Люба и Володя не устояли перед маминым напором, оставили Игоря, на смерть оставили своего единственного, ненаглядного сыночка. Ну ладно, об этом потом…

Бывали у них иногда друзья, пили чай, слушали пластинки. В их доме я впервые услышал Вертинского, Лещенко, Вадима Козина, Клавдию Шульженко. И, когда сейчас слышу эти мелодии, вспоминаю Ленинград и нашу молодую жизнь. В молодые годы все хорошо и всюду хорошо. И все же в Ленинграде у Любы и Володи была особенная атмосфера. Молодые ребята конца тридцатых годов были особенным поколением. Не все они, конечно, знали, но в то, во что верили, верили искренне. Люба, Володя и их товарищи со студенческой скамьи шагнули в пекло боя, оперировали в полевых госпиталях при свечах, коптилках и карманных фонариках, многим сохранили жизни — вечная им за это слава и благодарность.

А тогда они учились и работали, серьезно учились, много работали, изредка собирались у Любы, пили чай, слушали пластинки, разговаривали о вещах, мне мало знакомых, а иногда и вовсе не знакомых: спектаклях, выставках, концертах, лауреатах международных конкурсов, писателях; восхищались Хемингуэем, особенно девушки. Хемингуэй тогда только входил у нас в моду. Позже я прочитал его книги: «Фиесту», «Прощай, оружие», книгу рассказов, названия ее не помню, помню только имя героя — Ник Адаме, в нем, как я понимаю, Хемингуэй изобразил самого себя. Но тогда я не знал ни Хемингуэя, ни малоизвестных художников, которыми они тоже восхищались, ни актеров, а про лауреатов международных конкурсов читал только в газетах. Ну а эти ребята, конечно, далеко ушли вперед, и, когда они спорили, я помалкивал. Сидел, слушал…

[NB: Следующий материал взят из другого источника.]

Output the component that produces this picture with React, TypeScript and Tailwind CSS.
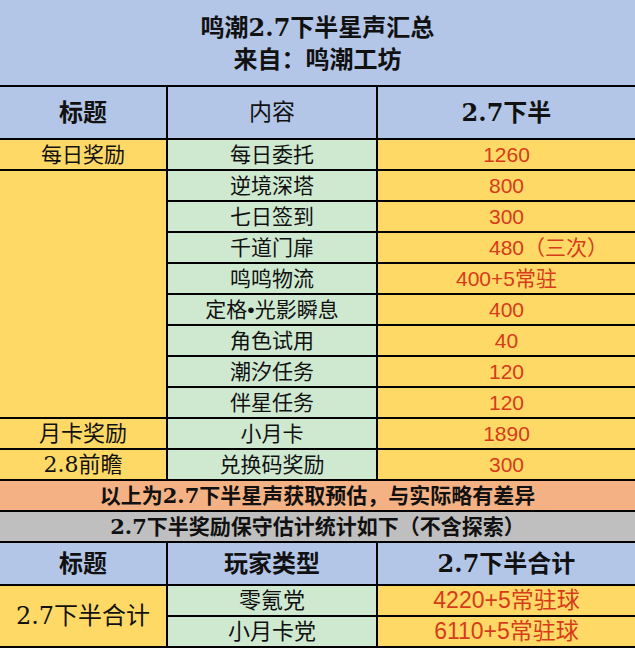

Предстояли мне четыре экзамена; русский язык и литературу взяла на себя Люба, физику и химию — Володя, математику — Валя Борисова, подруга Любы, студентка механико-математического факультета Ленинградского университета. Я не тупица, не лопух, понимал свою задачу, ценил их помощь, старался, у них не было оснований жаловаться на меня. Но, как ни говори, им тоже приходилось кое-что обновлять в памяти, на старых конспектах не выедешь. В общем, я им многим обязан, а о Вале Борисовой и говорить нечего — ведь я для нее посторонний человек.